Would you write out the listing verbatim and skip every picture in it?

▶ **Recorded data**
┄┄┄┄┄┄┄┄┄┄┄┄┄┄┄┄┄┄┄┄
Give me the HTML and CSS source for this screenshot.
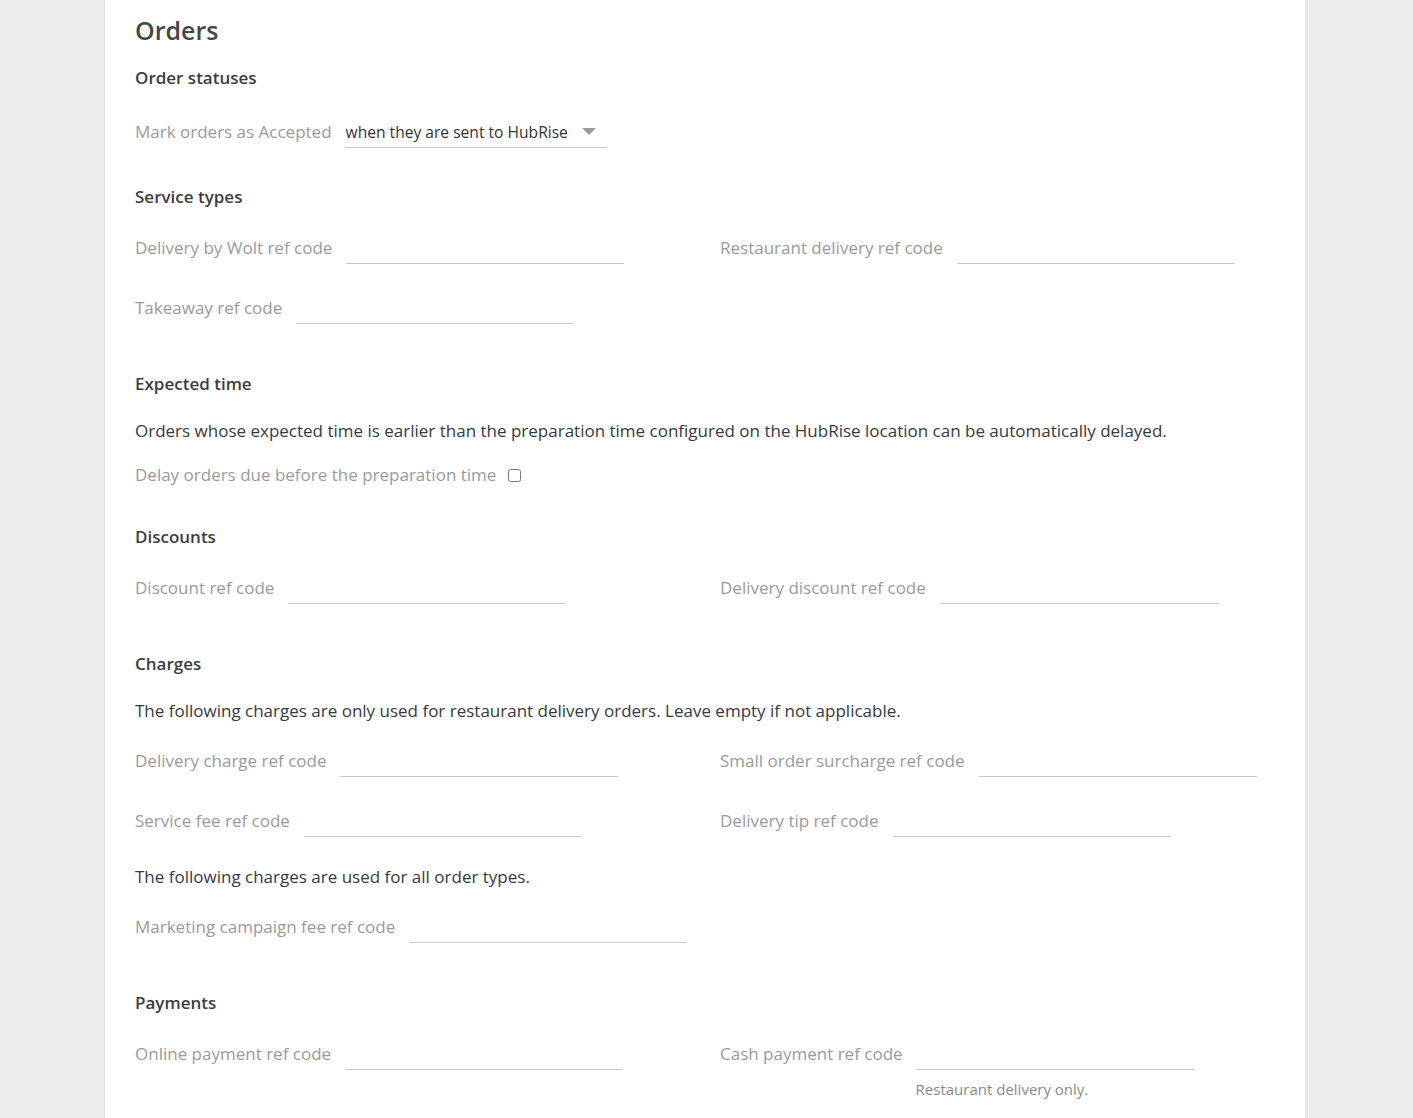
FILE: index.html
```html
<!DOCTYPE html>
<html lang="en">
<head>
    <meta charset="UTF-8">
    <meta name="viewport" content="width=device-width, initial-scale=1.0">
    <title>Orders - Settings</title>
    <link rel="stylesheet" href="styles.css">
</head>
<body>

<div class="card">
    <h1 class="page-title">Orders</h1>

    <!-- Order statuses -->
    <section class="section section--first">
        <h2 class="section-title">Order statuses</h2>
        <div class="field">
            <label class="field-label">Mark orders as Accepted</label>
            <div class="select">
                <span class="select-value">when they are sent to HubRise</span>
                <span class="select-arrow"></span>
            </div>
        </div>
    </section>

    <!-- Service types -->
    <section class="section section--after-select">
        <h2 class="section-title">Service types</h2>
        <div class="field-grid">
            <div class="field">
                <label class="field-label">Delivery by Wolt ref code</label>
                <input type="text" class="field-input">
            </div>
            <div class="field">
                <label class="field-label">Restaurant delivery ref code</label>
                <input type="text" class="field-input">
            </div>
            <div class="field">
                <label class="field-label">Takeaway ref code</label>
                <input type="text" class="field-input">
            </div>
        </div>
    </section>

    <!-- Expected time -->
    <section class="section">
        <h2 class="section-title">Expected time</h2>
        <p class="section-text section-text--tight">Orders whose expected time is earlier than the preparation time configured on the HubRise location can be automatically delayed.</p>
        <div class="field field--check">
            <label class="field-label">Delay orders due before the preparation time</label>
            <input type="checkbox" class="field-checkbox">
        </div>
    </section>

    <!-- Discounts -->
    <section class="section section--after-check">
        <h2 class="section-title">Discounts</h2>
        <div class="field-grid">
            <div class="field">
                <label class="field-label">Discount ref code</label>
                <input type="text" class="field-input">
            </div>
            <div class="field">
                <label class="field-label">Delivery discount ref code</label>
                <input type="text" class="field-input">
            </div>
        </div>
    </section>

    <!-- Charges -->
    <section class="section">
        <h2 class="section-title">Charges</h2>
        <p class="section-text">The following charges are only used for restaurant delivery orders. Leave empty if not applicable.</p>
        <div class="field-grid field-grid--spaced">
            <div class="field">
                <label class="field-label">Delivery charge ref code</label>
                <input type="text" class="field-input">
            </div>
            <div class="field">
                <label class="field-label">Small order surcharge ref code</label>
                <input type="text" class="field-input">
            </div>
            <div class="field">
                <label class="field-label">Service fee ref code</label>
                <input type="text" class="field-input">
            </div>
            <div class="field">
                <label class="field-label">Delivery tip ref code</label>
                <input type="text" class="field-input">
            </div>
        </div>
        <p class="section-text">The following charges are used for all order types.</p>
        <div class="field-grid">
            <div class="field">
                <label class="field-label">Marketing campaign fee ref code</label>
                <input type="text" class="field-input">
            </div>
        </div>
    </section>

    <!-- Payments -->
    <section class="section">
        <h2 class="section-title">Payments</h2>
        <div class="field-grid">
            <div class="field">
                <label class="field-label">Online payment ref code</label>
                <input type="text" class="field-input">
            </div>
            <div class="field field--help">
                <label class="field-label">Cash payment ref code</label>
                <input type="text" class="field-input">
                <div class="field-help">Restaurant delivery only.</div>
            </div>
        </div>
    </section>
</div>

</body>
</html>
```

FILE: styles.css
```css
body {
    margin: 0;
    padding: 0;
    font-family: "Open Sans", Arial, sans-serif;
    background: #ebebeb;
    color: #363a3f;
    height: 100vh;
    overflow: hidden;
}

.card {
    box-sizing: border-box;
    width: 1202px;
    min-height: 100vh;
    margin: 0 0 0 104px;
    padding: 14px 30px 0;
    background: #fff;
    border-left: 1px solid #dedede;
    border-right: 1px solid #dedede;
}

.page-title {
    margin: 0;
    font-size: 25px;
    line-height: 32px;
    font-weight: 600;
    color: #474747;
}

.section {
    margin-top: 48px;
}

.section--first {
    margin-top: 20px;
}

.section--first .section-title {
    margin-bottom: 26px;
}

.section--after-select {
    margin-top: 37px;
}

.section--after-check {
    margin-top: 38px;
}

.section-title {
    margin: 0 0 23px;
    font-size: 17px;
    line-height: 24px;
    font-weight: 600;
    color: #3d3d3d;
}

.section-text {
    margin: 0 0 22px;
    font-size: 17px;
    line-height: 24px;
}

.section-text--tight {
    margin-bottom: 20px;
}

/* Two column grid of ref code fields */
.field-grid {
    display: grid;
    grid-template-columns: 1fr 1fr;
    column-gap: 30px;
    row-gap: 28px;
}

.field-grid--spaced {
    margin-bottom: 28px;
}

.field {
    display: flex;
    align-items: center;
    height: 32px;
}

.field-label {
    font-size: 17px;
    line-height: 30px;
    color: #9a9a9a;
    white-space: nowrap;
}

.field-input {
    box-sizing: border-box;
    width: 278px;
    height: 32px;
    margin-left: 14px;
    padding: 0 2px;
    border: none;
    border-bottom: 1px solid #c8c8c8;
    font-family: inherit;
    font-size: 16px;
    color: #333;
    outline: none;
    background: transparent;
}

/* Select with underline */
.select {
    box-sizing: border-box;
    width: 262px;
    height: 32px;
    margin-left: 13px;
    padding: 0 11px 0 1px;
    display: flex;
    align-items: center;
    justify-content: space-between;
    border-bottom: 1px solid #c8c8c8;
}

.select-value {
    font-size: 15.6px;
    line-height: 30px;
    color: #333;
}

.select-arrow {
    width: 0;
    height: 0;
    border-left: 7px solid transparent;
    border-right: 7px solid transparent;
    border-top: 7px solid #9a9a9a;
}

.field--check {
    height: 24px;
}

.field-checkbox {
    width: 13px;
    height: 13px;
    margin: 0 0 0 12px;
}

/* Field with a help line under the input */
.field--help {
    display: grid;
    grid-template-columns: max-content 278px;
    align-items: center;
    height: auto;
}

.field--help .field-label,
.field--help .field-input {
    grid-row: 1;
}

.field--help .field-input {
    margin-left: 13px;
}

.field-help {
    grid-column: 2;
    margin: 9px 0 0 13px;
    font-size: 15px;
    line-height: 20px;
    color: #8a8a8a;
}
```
┄┄┄┄┄┄┄┄┄┄┄┄┄┄┄┄┄┄┄┄
▶ **Solution**
Give me the HTML and CSS source for this screenshot.
FILE: index.html
```html
<!DOCTYPE html>
<html lang="en">
<head>
    <meta charset="UTF-8">
    <meta name="viewport" content="width=device-width, initial-scale=1.0">
    <title>Orders - Settings</title>
    <link rel="stylesheet" href="styles.css">
</head>
<body>

<div class="card">
    <h1 class="page-title">Orders</h1>

    <!-- Order statuses -->
    <section class="section section--first">
        <h2 class="section-title">Order statuses</h2>
        <div class="field">
            <label class="field-label">Mark orders as Accepted</label>
            <div class="select">
                <span class="select-value">when they are sent to HubRise</span>
                <span class="select-arrow"></span>
            </div>
        </div>
    </section>

    <!-- Service types -->
    <section class="section section--after-select">
        <h2 class="section-title">Service types</h2>
        <div class="field-grid">
            <div class="field">
                <label class="field-label">Delivery by Wolt ref code</label>
                <input type="text" class="field-input">
            </div>
            <div class="field">
                <label class="field-label">Restaurant delivery ref code</label>
                <input type="text" class="field-input">
            </div>
            <div class="field">
                <label class="field-label">Takeaway ref code</label>
                <input type="text" class="field-input">
            </div>
        </div>
    </section>

    <!-- Expected time -->
    <section class="section">
        <h2 class="section-title">Expected time</h2>
        <p class="section-text section-text--tight">Orders whose expected time is earlier than the preparation time configured on the HubRise location can be automatically delayed.</p>
        <div class="field field--check">
            <label class="field-label">Delay orders due before the preparation time</label>
            <input type="checkbox" class="field-checkbox">
        </div>
    </section>

    <!-- Discounts -->
    <section class="section section--after-check">
        <h2 class="section-title">Discounts</h2>
        <div class="field-grid">
            <div class="field">
                <label class="field-label">Discount ref code</label>
                <input type="text" class="field-input">
            </div>
            <div class="field">
                <label class="field-label">Delivery discount ref code</label>
                <input type="text" class="field-input">
            </div>
        </div>
    </section>

    <!-- Charges -->
    <section class="section">
        <h2 class="section-title">Charges</h2>
        <p class="section-text">The following charges are only used for restaurant delivery orders. Leave empty if not applicable.</p>
        <div class="field-grid field-grid--spaced">
            <div class="field">
                <label class="field-label">Delivery charge ref code</label>
                <input type="text" class="field-input">
            </div>
            <div class="field">
                <label class="field-label">Small order surcharge ref code</label>
                <input type="text" class="field-input">
            </div>
            <div class="field">
                <label class="field-label">Service fee ref code</label>
                <input type="text" class="field-input">
            </div>
            <div class="field">
                <label class="field-label">Delivery tip ref code</label>
                <input type="text" class="field-input">
            </div>
        </div>
        <p class="section-text">The following charges are used for all order types.</p>
        <div class="field-grid">
            <div class="field">
                <label class="field-label">Marketing campaign fee ref code</label>
                <input type="text" class="field-input">
            </div>
        </div>
    </section>

    <!-- Payments -->
    <section class="section">
        <h2 class="section-title">Payments</h2>
        <div class="field-grid">
            <div class="field">
                <label class="field-label">Online payment ref code</label>
                <input type="text" class="field-input">
            </div>
            <div class="field field--help">
                <label class="field-label">Cash payment ref code</label>
                <input type="text" class="field-input">
                <div class="field-help">Restaurant delivery only.</div>
            </div>
        </div>
    </section>
</div>

</body>
</html>
```

FILE: styles.css
```css
body {
    margin: 0;
    padding: 0;
    font-family: "Open Sans", Arial, sans-serif;
    background: #ebebeb;
    color: #363a3f;
    height: 100vh;
    overflow: hidden;
}

.card {
    box-sizing: border-box;
    width: 1202px;
    min-height: 100vh;
    margin: 0 0 0 104px;
    padding: 14px 30px 0;
    background: #fff;
    border-left: 1px solid #dedede;
    border-right: 1px solid #dedede;
}

.page-title {
    margin: 0;
    font-size: 25px;
    line-height: 32px;
    font-weight: 600;
    color: #474747;
}

.section {
    margin-top: 48px;
}

.section--first {
    margin-top: 20px;
}

.section--first .section-title {
    margin-bottom: 26px;
}

.section--after-select {
    margin-top: 37px;
}

.section--after-check {
    margin-top: 38px;
}

.section-title {
    margin: 0 0 23px;
    font-size: 17px;
    line-height: 24px;
    font-weight: 600;
    color: #3d3d3d;
}

.section-text {
    margin: 0 0 22px;
    font-size: 17px;
    line-height: 24px;
}

.section-text--tight {
    margin-bottom: 20px;
}

/* Two column grid of ref code fields */
.field-grid {
    display: grid;
    grid-template-columns: 1fr 1fr;
    column-gap: 30px;
    row-gap: 28px;
}

.field-grid--spaced {
    margin-bottom: 28px;
}

.field {
    display: flex;
    align-items: center;
    height: 32px;
}

.field-label {
    font-size: 17px;
    line-height: 30px;
    color: #9a9a9a;
    white-space: nowrap;
}

.field-input {
    box-sizing: border-box;
    width: 278px;
    height: 32px;
    margin-left: 14px;
    padding: 0 2px;
    border: none;
    border-bottom: 1px solid #c8c8c8;
    font-family: inherit;
    font-size: 16px;
    color: #333;
    outline: none;
    background: transparent;
}

/* Select with underline */
.select {
    box-sizing: border-box;
    width: 262px;
    height: 32px;
    margin-left: 13px;
    padding: 0 11px 0 1px;
    display: flex;
    align-items: center;
    justify-content: space-between;
    border-bottom: 1px solid #c8c8c8;
}

.select-value {
    font-size: 15.6px;
    line-height: 30px;
    color: #333;
}

.select-arrow {
    width: 0;
    height: 0;
    border-left: 7px solid transparent;
    border-right: 7px solid transparent;
    border-top: 7px solid #9a9a9a;
}

.field--check {
    height: 24px;
}

.field-checkbox {
    width: 13px;
    height: 13px;
    margin: 0 0 0 12px;
}

/* Field with a help line under the input */
.field--help {
    display: grid;
    grid-template-columns: max-content 278px;
    align-items: center;
    height: auto;
}

.field--help .field-label,
.field--help .field-input {
    grid-row: 1;
}

.field--help .field-input {
    margin-left: 13px;
}

.field-help {
    grid-column: 2;
    margin: 9px 0 0 13px;
    font-size: 15px;
    line-height: 20px;
    color: #8a8a8a;
}
```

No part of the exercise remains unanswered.